Anti-takeover provisions in our charter documents, stockholder rights plan and in Delaware law could
discourage or delay a change in control and, as a result, negatively impact our stockholders. We have taken a
number of actions that could have the effect of discouraging a takeover attempt. For example, we have a
stockholders’ rights plan that would cause substantial dilution to a stockholder, and substantially increase the cost
paid by a stockholder, who attempts to acquire us on terms not approved by our board of directors. This could
discourage an acquisition of us. In addition, our certificate of incorporation grants our board of directors the
authority to fix the rights, preferences and privileges of and issue up to 4,000,000 shares of preferred stock
without stockholder action (2,000,000 of which have already been reserved under our stockholder rights plan).
Issuing preferred stock could have the effect of making it more difficult and less attractive for a third party to
acquire a majority of our outstanding voting stock. Preferred stock may also have other rights, including
economic rights senior to our common stock that could have a material adverse effect on the market value of our
common stock. In addition, we are subject to the anti-takeover provisions of Section 203 of the Delaware General
Corporation Law. This section provides that a corporation may not engage in any business combination with any
interested stockholder, defined broadly as a beneficial owner of 15% or more of that corporation’s voting stock,
during the three-year period following the time that a stockholder became an interested stockholder. This
provision could have the effect of delaying or discouraging a change of control of SanDisk.
Unanticipated changes in our tax provisions or exposure to additional income tax liabilities could affect our
profitability. We are subject to income tax in the U.S. and numerous foreign jurisdictions. Our tax liabilities are
affected by the amounts we charge for inventory, services, licenses, funding and other items in intercompany
transactions. We are subject to ongoing tax audits in various jurisdictions. Tax authorities may disagree with our
intercompany charges or other matters and assess additional taxes. For example, we are currently under a federal
income tax audit by the Internal Revenue Service, or IRS, for fiscal years 2005 through 2008. While we regularly
assess the likely outcomes of these audits in order to determine the appropriateness of our tax provision,
examinations are inherently uncertain and an unfavorable outcome could occur. An unanticipated unfavorable
outcome in any specific period could harm our results of operations for that period or future periods. The
financial cost and our attention and time devoted to defending income tax positions may divert resources from
our business operations, which could harm our business and profitability. The IRS audit may also impact the
timing and/or amount of our refund claim. In addition, our effective tax rate in the future could be adversely
affected by changes in the mix of earnings in countries with differing statutory tax rates, changes in the valuation
of deferred tax assets and liabilities, changes in tax laws, and the discovery of new information in the course of
our tax return preparation process.

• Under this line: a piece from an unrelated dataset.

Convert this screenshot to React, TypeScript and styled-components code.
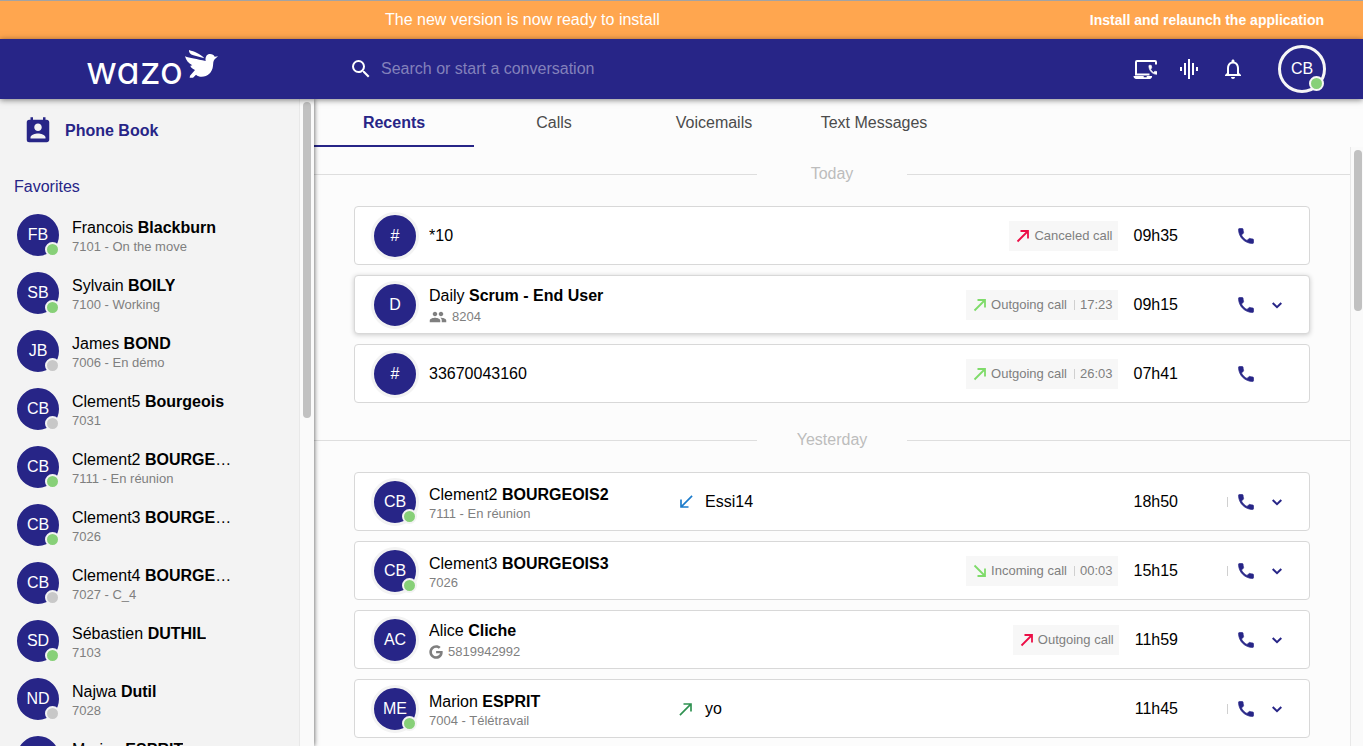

In particular, the carrying value of deferred tax assets, which are
predominantly in the U.S., is dependent on our ability to generate future taxable income in the U.S. Any of these
changes could affect our profitability.
We may be subject to risks associated with environmental regulations. Production and marketing of
products in certain states and countries may subject us to environmental and other regulations including, in some
instances, the responsibility for environmentally safe disposal or recycling. Such laws and regulations have
recently been passed in several jurisdictions in which we operate, including Japan and certain states within the
U.S. Although we do not anticipate any material adverse effects in the future based on the nature of our
operations and the focus of such laws, there is no assurance such existing laws or future laws will not harm our
financial condition, liquidity or results of operations.